If you force a patina with mustard or something, I like to hit it with BKF between treatments. Helps to remove any residue and show me where the patina is really set.
Oh, and the black part of the CCK is not what you are trying to take off. You will notice as you clean it that it looks like you are scrubbing off a thin, clear film. If you don't strip it, it will wear off into your food, and you'll be like "this knife doesn't rust easy at all!" and then it will expose a patch or two of steel and it's super reactive all of a sudden, and you feel like your knife is going through puberty. Just scrub the coating off and be done with it!

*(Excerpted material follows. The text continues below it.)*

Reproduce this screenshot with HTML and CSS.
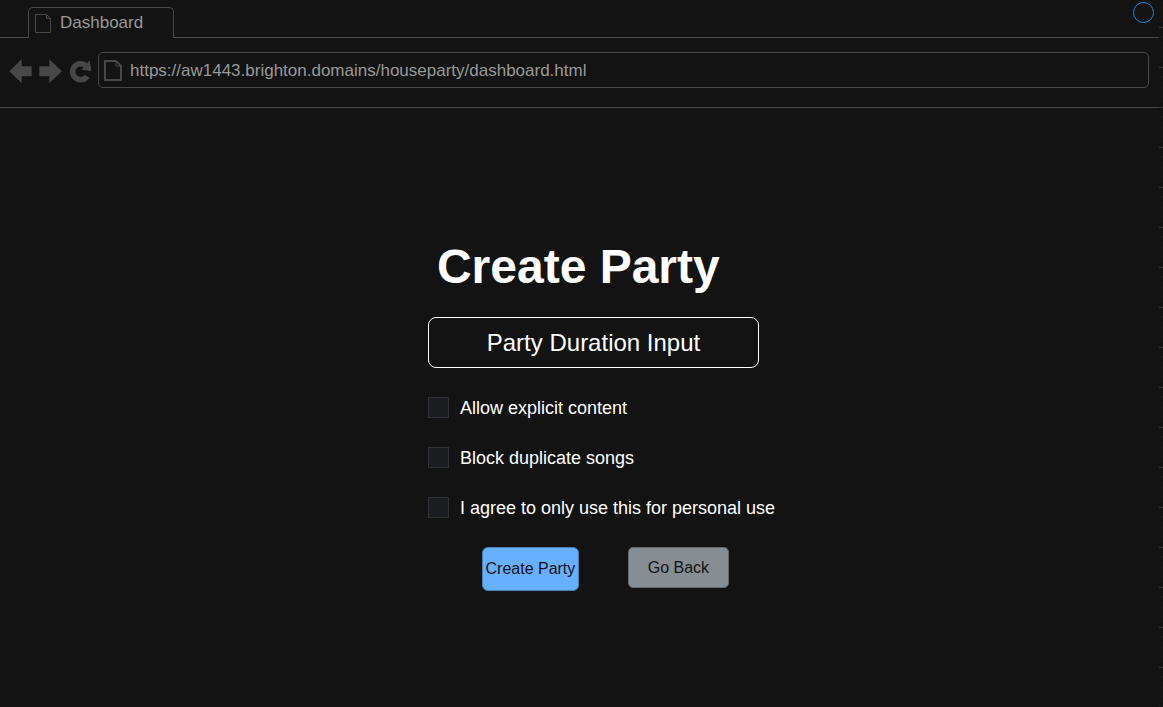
FILE: index.html
```html
<!DOCTYPE html>
<html lang="en">
<head>
<meta charset="utf-8">
<title>Dashboard</title>
<link rel="stylesheet" href="styles.css">
</head>
<body>
<div class="window">
  <header class="browser">
    <div class="tabs">
      <div class="tab">
        <svg class="tab-icon" width="16" height="19" viewBox="0 0 16 19" fill="none" stroke="currentColor"><path d="M.5.5h11l4 4v14H.5zM11.5.5v4h4"/></svg>
        <span>Dashboard</span>
      </div>
      <svg class="status" width="22" height="22" viewBox="0 0 22 22" fill="none" stroke="currentColor"><circle cx="10.500" cy="10.500" r="10"/></svg>
    </div>
    <div class="toolbar">
      <button class="nav" type="button" aria-label="Back"><svg width="24" height="26" viewBox="0 0 24 26" fill="currentColor"><path d="M.3 13.300 12.700 1.300v7h10v10h-10v7z"/></svg></button>
      <button class="nav" type="button" aria-label="Forward"><svg width="24" height="26" viewBox="0 0 24 26" fill="currentColor"><path d="M23 13.300 10.300 1.300v7h-10v10h10v7z"/></svg></button>
      <button class="nav" type="button" aria-label="Reload"><svg width="23" height="26" viewBox="0 0 23 26"><path d="M17 7.700A8 8 0 1 0 18.200 18.300" fill="none" stroke="currentColor" stroke-width="5.500"/><path d="M20.500 2.500 22.500 13 12.500 11.800z" fill="currentColor"/></svg></button>
      <label class="address">
        <svg width="18" height="21" viewBox="0 0 18 21" fill="none" stroke="currentColor" stroke-width="2"><path d="M1 1h11l5 5v14H1z"/><path d="M12 1v5h5" stroke-width="1"/></svg>
        <input class="url" type="text" aria-label="Address" value="https://aw1443.brighton.domains/houseparty/dashboard.html">
      </label>
    </div>
  </header>
  <main class="page">
    <form class="party">
      <h1 class="title">Create Party</h1>
      <input class="duration" type="text" aria-label="Party Duration Input" placeholder="Party Duration Input">
      <div class="options">
        <label class="option"><input class="check" type="checkbox">Allow explicit content</label>
        <label class="option"><input class="check" type="checkbox">Block duplicate songs</label>
        <label class="option"><input class="check" type="checkbox">I agree to only use this for personal use</label>
      </div>
      <div class="actions">
        <button class="btn create" type="button">Create Party</button>
        <button class="btn back" type="button">Go Back</button>
      </div>
    </form>
  </main>
  <div class="ruler"></div>
</div>
</body>
</html>
```
FILE: styles.css
```css
* { box-sizing: border-box; }
body {
  margin: 0;
  background: #131313;
  color: #fff;
  font-family: "Liberation Sans", Arial, sans-serif;
}
button, input { font: inherit; color: inherit; margin: 0; }
svg { display: block; flex: none; }
.window {
  position: relative;
  display: flex;
  flex-direction: column;
  min-height: 100vh;
}
.browser {
  margin-right: 4px;
  border-bottom: 1px solid #484848;
  color: #484848;
}
.tabs {
  display: flex;
  align-items: flex-start;
  justify-content: space-between;
  height: 38px;
  padding: 0 4px 0 28px;
  box-shadow: inset 0 -1px #484848;
}
.tab {
  display: flex;
  gap: 9px;
  height: 31px;
  margin-top: 7px;
  padding: 0 30px 0 6px;
  border: 1px solid #484848;
  border-bottom: 0;
  border-radius: 5px 5px 0 0;
  background: #131313;
  color: #999;
  font-size: 17px;
  line-height: 29px;
}
.tab-icon { margin-top: 6px; color: #484848; }
.status { margin-top: 2px; color: #1e88e0; }
.toolbar {
  display: flex;
  align-items: center;
  gap: 6px;
  padding: 14px 10px 19px 9px;
}
.nav {
  padding: 2px 0 0;
  border: 0;
  background: none;
  color: #484848;
}
.address {
  display: flex;
  flex: 1;
  align-items: center;
  gap: 8px;
  height: 36px;
  padding: 0 6px 0 5px;
  border: 1px solid #484848;
  border-radius: 5px;
}
.url {
  flex: 1;
  padding: 2px 0 0;
  border: 0;
  outline: 0;
  background: none;
  color: #999;
  font-size: 17px;
}
.page {
  display: flex;
  flex: 1;
  align-items: center;
  justify-content: center;
  padding: 16px 0 0 40px;
}
.party { display: flex; flex-direction: column; }
.title {
  margin: 0 0 23px;
  padding-left: 9px;
  font-size: 48px;
  line-height: 54px;
}
.duration {
  height: 51px;
  margin-right: 16px;
  border: 1px solid #fff;
  border-radius: 8px;
  background: none;
  font-size: 24px;
  text-align: center;
}
.duration::placeholder { color: #fff; opacity: 1; }
.options {
  display: flex;
  flex-direction: column;
  gap: 27px;
  margin: 29px 0 27px;
}
.option {
  display: flex;
  align-items: flex-start;
  gap: 11px;
  font-size: 18px;
  line-height: 23px;
}
.check {
  appearance: none;
  width: 21px;
  height: 21px;
  border: 1px solid #303135;
  background: #1c1d21;
}
.check:checked { background: #66b0ff; }
.actions {
  display: flex;
  align-items: flex-start;
  gap: 49px;
  padding-left: 54px;
}
.btn {
  padding: 0;
  border: 1px solid;
  color: #131313;
  font-size: 16px;
}
.create {
  width: 97px;
  height: 44px;
  border-color: #4b80b8;
  border-radius: 6px;
  background: #66b0ff;
}
.back {
  width: 101px;
  height: 41px;
  border-color: #656a6e;
  border-radius: 5px;
  background: #868e93;
}
.ruler {
  position: absolute;
  top: 0;
  right: 0;
  bottom: 0;
  width: 4px;
  background: repeating-linear-gradient(transparent 0 27px, #343434 27px 28px, transparent 28px 40px), repeating-linear-gradient(transparent 0 6px, #181818 6px 8px, transparent 8px 10px);
}
```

I often skip the towel and rub the BKF with my fingers, it gets the swarf out of my nails and finger pads.
Mon Aug 13, 2012 5:01 pm
I should sell Bar Keeper's Friend just for those that can't find it locally.....
Mon Aug 13, 2012 11:40 pm
Mark, it is probably not worth your time . . . i picked up an Ajax-sized can of powder for around $1.50 at Home Depot (they sell a soft-scrub like gel too) . . . But then buying a case and offering it at a little bit of a profit to make it easier on your customers doesn't sound like a bad plan either.

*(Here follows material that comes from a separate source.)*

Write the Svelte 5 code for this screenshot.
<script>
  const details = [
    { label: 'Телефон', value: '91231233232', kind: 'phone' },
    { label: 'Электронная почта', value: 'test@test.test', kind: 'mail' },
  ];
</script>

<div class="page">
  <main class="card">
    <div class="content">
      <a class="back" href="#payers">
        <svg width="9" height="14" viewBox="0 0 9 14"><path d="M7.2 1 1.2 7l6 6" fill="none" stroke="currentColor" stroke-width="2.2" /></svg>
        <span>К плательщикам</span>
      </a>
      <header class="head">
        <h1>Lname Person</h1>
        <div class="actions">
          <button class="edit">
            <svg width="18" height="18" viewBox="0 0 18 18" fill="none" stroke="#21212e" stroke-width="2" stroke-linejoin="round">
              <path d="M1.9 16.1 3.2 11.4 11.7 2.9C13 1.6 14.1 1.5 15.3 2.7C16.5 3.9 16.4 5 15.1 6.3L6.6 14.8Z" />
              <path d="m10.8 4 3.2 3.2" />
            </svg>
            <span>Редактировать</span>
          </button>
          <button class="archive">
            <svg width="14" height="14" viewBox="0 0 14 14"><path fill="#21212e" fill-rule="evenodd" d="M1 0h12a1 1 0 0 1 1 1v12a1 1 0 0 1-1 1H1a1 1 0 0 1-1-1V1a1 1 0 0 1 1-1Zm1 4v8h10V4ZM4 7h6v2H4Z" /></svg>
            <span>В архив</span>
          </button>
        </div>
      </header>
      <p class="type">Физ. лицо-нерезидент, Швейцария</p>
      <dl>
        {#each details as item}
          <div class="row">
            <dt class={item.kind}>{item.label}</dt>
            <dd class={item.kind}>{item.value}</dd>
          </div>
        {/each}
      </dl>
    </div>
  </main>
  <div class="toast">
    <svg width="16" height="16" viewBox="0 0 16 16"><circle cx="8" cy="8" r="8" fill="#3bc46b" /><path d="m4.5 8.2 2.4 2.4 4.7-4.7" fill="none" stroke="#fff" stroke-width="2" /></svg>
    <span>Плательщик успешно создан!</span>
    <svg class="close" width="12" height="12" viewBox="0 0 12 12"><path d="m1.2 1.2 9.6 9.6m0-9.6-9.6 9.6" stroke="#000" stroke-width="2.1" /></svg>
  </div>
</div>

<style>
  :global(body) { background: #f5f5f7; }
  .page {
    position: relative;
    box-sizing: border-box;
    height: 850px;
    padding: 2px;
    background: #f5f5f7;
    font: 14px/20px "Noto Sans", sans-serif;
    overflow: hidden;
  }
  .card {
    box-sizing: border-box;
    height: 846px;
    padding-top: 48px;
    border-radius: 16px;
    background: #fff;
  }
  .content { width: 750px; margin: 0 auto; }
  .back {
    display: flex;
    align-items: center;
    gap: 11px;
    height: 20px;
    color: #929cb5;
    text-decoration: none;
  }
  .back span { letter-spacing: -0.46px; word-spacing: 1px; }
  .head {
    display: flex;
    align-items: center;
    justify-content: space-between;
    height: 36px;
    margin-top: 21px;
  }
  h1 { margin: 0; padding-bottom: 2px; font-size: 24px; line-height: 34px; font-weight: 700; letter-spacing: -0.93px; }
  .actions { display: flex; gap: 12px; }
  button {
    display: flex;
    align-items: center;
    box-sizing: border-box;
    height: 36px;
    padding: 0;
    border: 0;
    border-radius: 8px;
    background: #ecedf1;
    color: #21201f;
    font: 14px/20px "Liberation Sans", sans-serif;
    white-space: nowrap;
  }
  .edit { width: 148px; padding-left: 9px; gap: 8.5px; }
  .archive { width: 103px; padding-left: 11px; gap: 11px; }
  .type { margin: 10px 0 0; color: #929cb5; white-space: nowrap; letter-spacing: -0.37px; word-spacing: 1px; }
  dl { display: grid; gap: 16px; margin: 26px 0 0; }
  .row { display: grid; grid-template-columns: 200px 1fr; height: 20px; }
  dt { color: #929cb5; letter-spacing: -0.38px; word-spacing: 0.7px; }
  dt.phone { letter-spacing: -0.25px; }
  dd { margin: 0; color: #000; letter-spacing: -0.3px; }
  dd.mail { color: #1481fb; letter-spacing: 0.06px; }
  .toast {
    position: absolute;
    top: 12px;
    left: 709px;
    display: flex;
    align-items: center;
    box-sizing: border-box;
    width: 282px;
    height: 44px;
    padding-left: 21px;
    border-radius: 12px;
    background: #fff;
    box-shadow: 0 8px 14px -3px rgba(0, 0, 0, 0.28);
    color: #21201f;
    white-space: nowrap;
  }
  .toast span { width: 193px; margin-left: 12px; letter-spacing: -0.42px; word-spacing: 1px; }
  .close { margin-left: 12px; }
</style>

Just opened my birthday package today and man that bread knife is really something! I am also thinking about how I want to approach that cleaver too. I am thinking that the primary bevel may be a bit too scratchy . . . might have to pull out the stones . . . It was very sharp otb.
Tue Aug 14, 2012 3:46 am
I am not sure there is anywhere that BKF is not available. It's actually the super-available cousin of what we used on out Sabatiers when I was a kid--Bon Ami.
Wed Aug 15, 2012 3:54 pm
EAMON <> Are you saying it cleans swarf from your hands - well? I have never found anything that works, and would be totally stoked if this is the solution!